In our human-dominated world, anthropogenic drivers like climate change and land use alter biotic interactions such as competition, predation, and parasitism, with consequences for populations, communities, and ecosystems. As an ecologist, I’m broadly interested in studying relationships among these topics with the goals of better understanding species’ roles in ecosystems and, ultimately, conserving biodiversity. The ecological niche concept is a guiding theme in my work, given that species’ niches ultimately determine where they can occur, what they do there, and which other species they can coexist with. I use tools like occupancy models and stable isotopes to study different aspects of species’ niches.
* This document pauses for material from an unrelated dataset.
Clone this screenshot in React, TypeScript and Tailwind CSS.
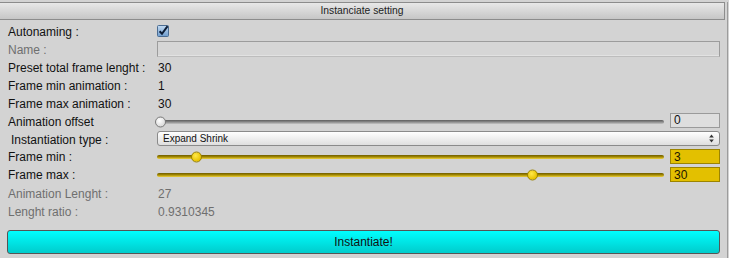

Prior to joining the Johnson lab, I received my B.S. and M.S. degrees at the University of Wisconsin-Madison (with a couple years of field jobs between the two). For my master’s, I worked with Dr. Zach Peery to quantify habitat associations, population processes, and trophic interactions of spotted owls in the Sierra Nevada. I also studied a diversity of other bird and mammal species during my time as an undergraduate and between degrees. As a member of the Johnson lab, I’ll be studying the relationship between biodiversity and parasitism, the impacts of invasive species, and aquatic-terrestrial nutrient exchanges.
Aside from research, I enjoy hiking/biking/climbing outdoors, reading fiction, and discovering good beers.